[BEGIN Source material]

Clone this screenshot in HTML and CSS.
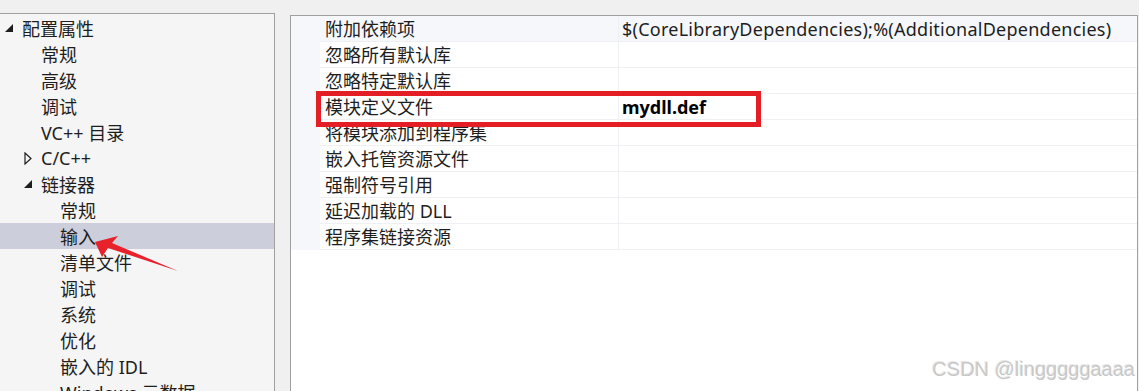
FILE: index.html
```html
<!DOCTYPE html>
<html lang="zh-CN">
<head>
  <meta charset="UTF-8">
  <title>属性页</title>
  <link rel="stylesheet" href="styles.css">
</head>
<body>

<div class="page">
  <div class="tree">
    <div class="node lvl0">
      <span class="toggle"><svg width="9" height="9" viewBox="0 0 9 9"><polygon points="8,0 8,8 0,8" fill="#1e1e1e"/></svg></span>
      <span>配置属性</span>
    </div>
    <div class="node lvl1"><span class="toggle"></span><span>常规</span></div>
    <div class="node lvl1"><span class="toggle"></span><span>高级</span></div>
    <div class="node lvl1"><span class="toggle"></span><span>调试</span></div>
    <div class="node lvl1"><span class="toggle"></span><span>VC++ 目录</span></div>
    <div class="node lvl1">
      <span class="toggle"><svg width="8" height="13" viewBox="0 0 8 13"><polygon points="1,1 7,6.5 1,12" fill="none" stroke="#1e1e1e" stroke-width="1.2"/></svg></span>
      <span>C/C++</span>
    </div>
    <div class="node lvl1">
      <span class="toggle"><svg width="9" height="9" viewBox="0 0 9 9"><polygon points="8,0 8,8 0,8" fill="#1e1e1e"/></svg></span>
      <span>链接器</span>
    </div>
    <div class="node lvl2"><span class="toggle"></span><span>常规</span></div>
    <div class="node lvl2 selected"><span class="toggle"></span><span>输入</span></div>
    <div class="node lvl2"><span class="toggle"></span><span>清单文件</span></div>
    <div class="node lvl2"><span class="toggle"></span><span>调试</span></div>
    <div class="node lvl2"><span class="toggle"></span><span>系统</span></div>
    <div class="node lvl2"><span class="toggle"></span><span>优化</span></div>
    <div class="node lvl2"><span class="toggle"></span><span>嵌入的 IDL</span></div>
    <div class="node lvl2"><span class="toggle"></span><span>Windows 元数据</span></div>
  </div>

  <div class="grid">
    <div class="prop first">
      <div class="gutter"></div>
      <div class="name">附加依赖项</div>
      <div class="value wide">$(CoreLibraryDependencies);%(AdditionalDependencies)</div>
    </div>
    <div class="prop">
      <div class="gutter"></div>
      <div class="name">忽略所有默认库</div>
      <div class="value"></div>
    </div>
    <div class="prop">
      <div class="gutter"></div>
      <div class="name">忽略特定默认库</div>
      <div class="value"></div>
    </div>
    <div class="prop">
      <div class="gutter"></div>
      <div class="name">模块定义文件</div>
      <div class="value bold">mydll.def</div>
    </div>
    <div class="prop">
      <div class="gutter"></div>
      <div class="name">将模块添加到程序集</div>
      <div class="value"></div>
    </div>
    <div class="prop">
      <div class="gutter"></div>
      <div class="name">嵌入托管资源文件</div>
      <div class="value"></div>
    </div>
    <div class="prop">
      <div class="gutter"></div>
      <div class="name">强制符号引用</div>
      <div class="value"></div>
    </div>
    <div class="prop">
      <div class="gutter"></div>
      <div class="name">延迟加载的 DLL</div>
      <div class="value"></div>
    </div>
    <div class="prop">
      <div class="gutter"></div>
      <div class="name">程序集链接资源</div>
      <div class="value"></div>
    </div>

    <div class="highlight"></div>
  </div>
</div>

<svg class="arrow" width="90" height="45" viewBox="0 0 90 45">
  <polygon points="3,12 26,6 20,13 86,41 16,18 10,27" fill="#e8222a"/>
</svg>

<div class="watermark">CSDN @lingggggaaaa</div>

</body>
</html>
```

FILE: styles.css
```css
html, body {
  margin: 0;
  height: 100%;
  overflow: hidden;
}
body {
  background-color: #f0f0f0;
  font-family: "Noto Sans", "Noto Sans CJK SC", sans-serif;
  font-size: 18px;
  color: #1e1e1e;
  position: relative;
}
.page {
  display: flex;
  align-items: flex-start;
  height: 100%;
}
.tree {
  width: 274px;
  margin-top: 13px;
  padding-top: 1px;
  height: 420px;
  background-color: #f5f5f5;
  border-top: 1px solid #a0a0a0;
  border-right: 1px solid #a0a0a0;
}
.node {
  display: flex;
  align-items: center;
  height: 26px;
  white-space: nowrap;
}
.node.lvl0 { padding-left: 5px; }
.node.lvl1 { padding-left: 24px; }
.node.lvl2 { padding-left: 43px; }
.node.selected {
  background-color: #cccedb;
}
.toggle {
  width: 17px;
  display: flex;
  align-items: center;
}
.grid {
  position: relative;
  flex: 1;
  margin: 15px 1px 0 15px;
  height: 420px;
  background-color: #fff;
  border: 1px solid #a0a0a0;
}
.prop {
  display: flex;
  height: 26px;
}
.gutter {
  width: 29px;
  background-color: #f5f7fb;
}
.name {
  width: 293px;
  padding-left: 5px;
  border-right: 1px solid #eef0f4;
  border-bottom: 1px solid #eef0f4;
  line-height: 26px;
  white-space: nowrap;
}
.value {
  flex: 1;
  padding-left: 3px;
  border-bottom: 1px solid #eef0f4;
  line-height: 26px;
  white-space: nowrap;
}
.value.wide {
  letter-spacing: 0.25px;
}
.prop.first .name,
.prop.first .value {
  background-color: #f5f7fb;
}
.value.bold {
  font-weight: bold;
  color: #000;
}
.highlight {
  position: absolute;
  left: 25px;
  top: 75px;
  width: 435px;
  height: 26px;
  border: 5px solid #e31e24;
}
.arrow {
  position: absolute;
  left: 92px;
  top: 230px;
}
.watermark {
  position: absolute;
  right: 4px;
  top: 358px;
  font-family: "Liberation Sans", Arial, sans-serif;
  font-size: 20px;
  color: #c8c8c8;
  text-shadow: 1px 1px 0 #ffffff, -1px -1px 0 #e8e8e8;
}
```
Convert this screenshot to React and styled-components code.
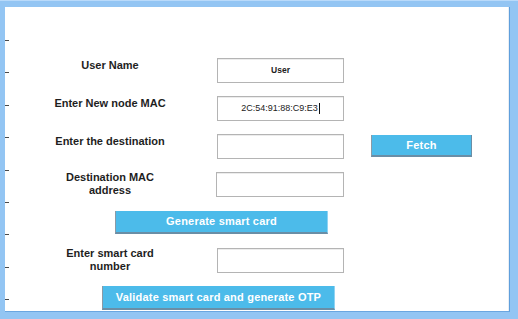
import React from "react";
import styled, { createGlobalStyle } from "styled-components";

const Global = createGlobalStyle`
  html, body { margin: 0; padding: 0; background: #ffffff; }
  body { font-family: "Liberation Sans", Arial, sans-serif; }
`;

const Frame = styled.div`
  width: 518px;
  height: 319px;
  box-sizing: border-box;
  background: #93c5f3;
  padding: 6px 8px 7px 5px;
  display: flex;
  border-top: 1px solid #b9dafa;
`;

const Panel = styled.div`
  flex: 1;
  background: #ffffff;
  display: flex;
  box-shadow: inset -1px 0 0 #e8eef5;
  border-right: 1px solid #5f9fdc;
  border-bottom: 1px solid #6aa6e0;
`;

const Ruler = styled.div`
  width: 4px;
  display: flex;
  flex-direction: column;
  gap: 31.4px;
  padding-top: 33px;
`;

const Tick = styled.span`
  display: block;
  height: 1px;
  width: 4px;
  background: #4a4a4a;
`;

const Form = styled.div`
  flex: 1;
  display: flex;
  flex-direction: column;
  gap: 12px;
  padding: 50px 0 0 21px;
`;

const Row = styled.div`
  display: grid;
  grid-template-columns: 160px 127px 101px;
  column-gap: 27px;
  height: 26px;
  align-items: center;
`;

const Label = styled.div`
  align-self: start;
  padding-top: ${(p) => (p.$multi ? "0" : "2px")};
  text-align: center;
  font-size: 11px;
  line-height: 13px;
  font-weight: bold;
  color: #1e1e1e;
`;

const Box = styled.div`
  height: 25px;
  box-sizing: border-box;
  border: 1px solid #b4b4b4;
  box-shadow: inset 0 1px 0 #ececec;
  background: #fff;
  display: flex;
  align-items: center;
  justify-content: center;
  font-size: ${(p) => (p.$bold ? "8.5px" : "9px")};
  font-weight: ${(p) => (p.$bold ? "bold" : "normal")};
  color: #222;
  margin-left: ${(p) => (p.$shift ? "-1px" : "0")};
`;

const Caret = styled.span`
  display: inline-block;
  width: 1px;
  height: 11px;
  background: #111;
  margin-left: 1px;
`;

const Button = styled.div`
  box-sizing: border-box;
  height: ${(p) => p.$h || 23}px;
  width: ${(p) => p.$w}px;
  margin-left: ${(p) => p.$indent || 0}px;
  background: #4cbbea;
  border-left: 1px solid #8a9aa6;
  border-bottom: 2px solid #6a8ea6;
  border-right: ${(p) => (p.$edge ? "1px solid #6a8ea6" : "1px solid #8fd3f3")};
  color: #ffffff;
  font-size: 11px;
  letter-spacing: 0.2px;
  font-weight: bold;
  display: flex;
  align-items: center;
  justify-content: center;
`;

const ButtonRow = styled.div`
  height: 26px;
  display: flex;
  align-items: center;
`;

export default function App() {
  const ticks = Array.from({ length: 9 });
  return (
    <>
      <Global />
      <Frame>
        <Panel>
          <Ruler>
            {ticks.map((_, i) => (
              <Tick key={i} />
            ))}
          </Ruler>
          <Form>
            <Row>
              <Label>User Name</Label>
              <Box $bold>User</Box>
            </Row>
            <Row>
              <Label>Enter New node MAC</Label>
              <Box>
                2C:54:91:88:C9:E3
                <Caret />
              </Box>
            </Row>
            <Row>
              <Label>Enter the destination</Label>
              <Box />
              <Button $w={101} $h={22} $edge>
                Fetch
              </Button>
            </Row>
            <Row>
              <Label $multi>
                Destination MAC
                <br />
                address
              </Label>
              <Box $shift />
            </Row>
            <ButtonRow>
              <Button $w={213} $indent={85}>
                Generate smart card
              </Button>
            </ButtonRow>
            <Row>
              <Label $multi>
                Enter smart card
                <br />
                number
              </Label>
              <Box />
            </Row>
            <ButtonRow>
              <Button $w={233} $h={24} $indent={72}>
                Validate smart card and generate OTP
              </Button>
            </ButtonRow>
          </Form>
        </Panel>
      </Frame>
    </>
  );
}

[END Source material]

**Problem description:**
Filter the listing above by the word "components"; copy each line that passes.

**Answer for this exercise:**
Convert this screenshot to React and styled-components code.
import styled, { createGlobalStyle } from "styled-components";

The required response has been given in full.